La realidad global de las áreas protegidas muestra un progresivo deterioro, hecho que podría reflejarse —consciente de que no incluye todos sus atributos— en la pérdida de cobertura boscosa natural. Las áreas protegidas no solo están cada vez más aisladas —en medio de mosaicos agropecuarios, con una acreciente relevancia de la novedosa palma africana— si no que dentro de ellas tiene lugar, al menos, un 37% de la deforestación nacional bruta. Sus administradores, frecuentemente están enfrentando nuevas y más complejas presiones con recursos cada vez más escasos y cosechando, obviamente, cierto desgaste institucional, pues la opinión pública no califica de exitosa a una entidad cuyo ámbito de responsabilidad no es floreciente. Estos elementos también son aprovechados por los eternos detractores de este instrumento de conservación. Pretender mejores resultados en las áreas protegidas cuando los administradores están subfinanciados, es como pedirle a un niño de 10 años que gane una maratón de atletas profesionales.
Es por ello que cualquier estudio que pretenda medir la efectividad de las áreas protegidas como instrumento de conservación de la biodiversidad, debe considerar el contexto político-institucional, económico y social dentro del cual se circunscribe la gestión de éstas. Deben incluirse en el análisis, necesariamente, las relaciones de inversión-efectividad.
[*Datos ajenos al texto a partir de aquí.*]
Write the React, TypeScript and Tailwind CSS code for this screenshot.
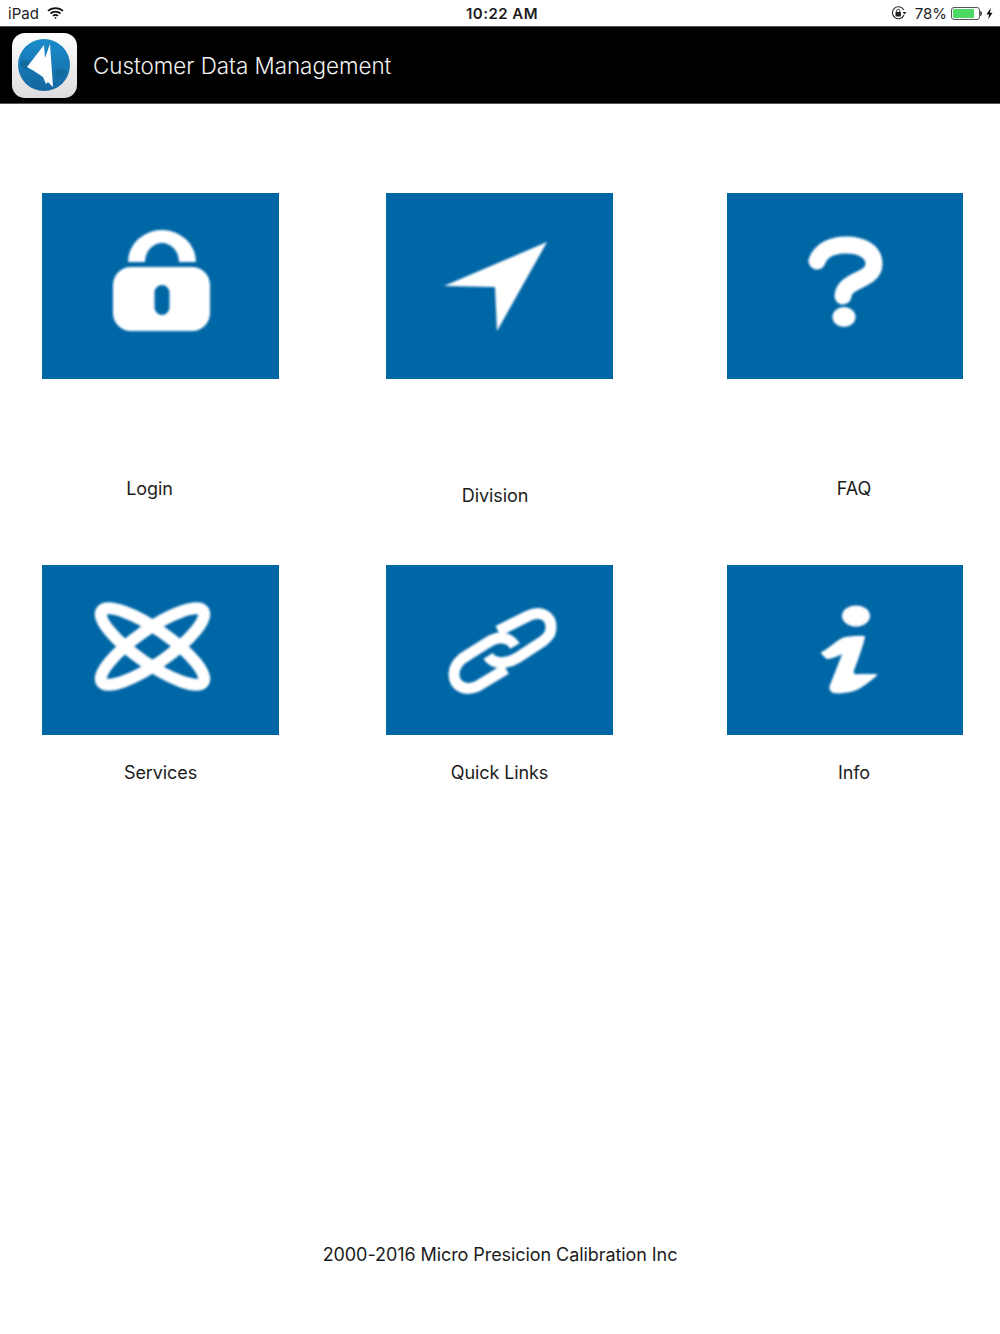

Contrario al debilitamiento de los Sistemas de Áreas Protegidas, estos estudios deben ser la base para relanzar este mecanismo buscando su fortalecimiento dentro de los nuevos contextos imperantes —de escases de recursos financieros, de necesidades básicas insatisfechas, pero también de mayor vulnerabilidad sistémica asociada grandemente a la degradación ambiental local y global—.
Tomar control pleno de las áreas protegidas por parte de sus administradores, en su sentido más amplio, genuino y acorde a la realidad nacional —es decir, en un sentido en el que se garantizan bienes naturales de consumo y servicios ambientales para toda la sociedad, se involucra a pobladores dentro y alrededor de éstas áreas en pequeñas y medianas iniciativas empresariales rurales y se contribuye a erradicar la pobreza— requiere dotar a los administradores de capacidades suficientes para concretar estas legitimas aspiraciones. Por un lado, deberán hacerse inversiones extraordinarias para llevar a las áreas protegidas a niveles razonables de infraestructura, personal y equipo y por otro, deberán asegurarse presupuestos ordinarios suficientes para operar cotidianamente conforme el sentido anteriormente planteado.
Siendo las áreas protegidas las reservas ambientales más importantes y estratégicas para el país, las necesidades financieras de estas deben ser asumidas por el país. Los fondos, cada vez más escasos, provenientes de la cooperación internacional, no pueden ni deben ser vistos como la base de un asunto tan estratégico para la nación. El desafío es que los gobiernos, frecuentemente aliados con poderes corporativos nacionales y transnacionales, no solo entiendan este punto de vista, sino que también fomenten el establecimiento de una estrategia de financiamiento integral y sostenido de las áreas protegidas, que debe incluir fondos públicos derivados quizá, de un impuesto especifico para la conservación; eficientes mecanismos de mercado para la recaudación de fondos —tarifas, concesiones, licencias, entre otros— y convenios internacionales en torno de aquellas áreas de relevancia mundial. La implementación simultánea de estas estrategias debe asegurar los recursos ordinarios y extraordinarios que requieren la gestión ambiental en general y las áreas protegidas en particular. Propuestas actuales y técnicamente solidas, ya existen. Entre otros URL-Instituto de Agricultura, Recursos Naturales y Ambiente (Iarna) y el Instituto Centroamericano de Estudios Fiscales (Icefi) han generado una que será presentada en el contexto del próximo Perfil Ambiental de Guatemala.
Finalmente, es necesario reconocer que el desempeño ambiental y de gestión de áreas protegidas no es peor que lo que el país exhibe en otros ámbitos de la gestión pública, realidades que corresponden a su condición de “país mal administrado”. Pese a esto, hay que decir claramente que si hoy aún quedan algunas “reservas ambientales” es por este trabajo defensivo, impulsado en condiciones tan desventajosas por los administradores de áreas protegidas, y tan incomprendido —y en algunos casos boicoteado— por la mayoría de estamentos de la sociedad.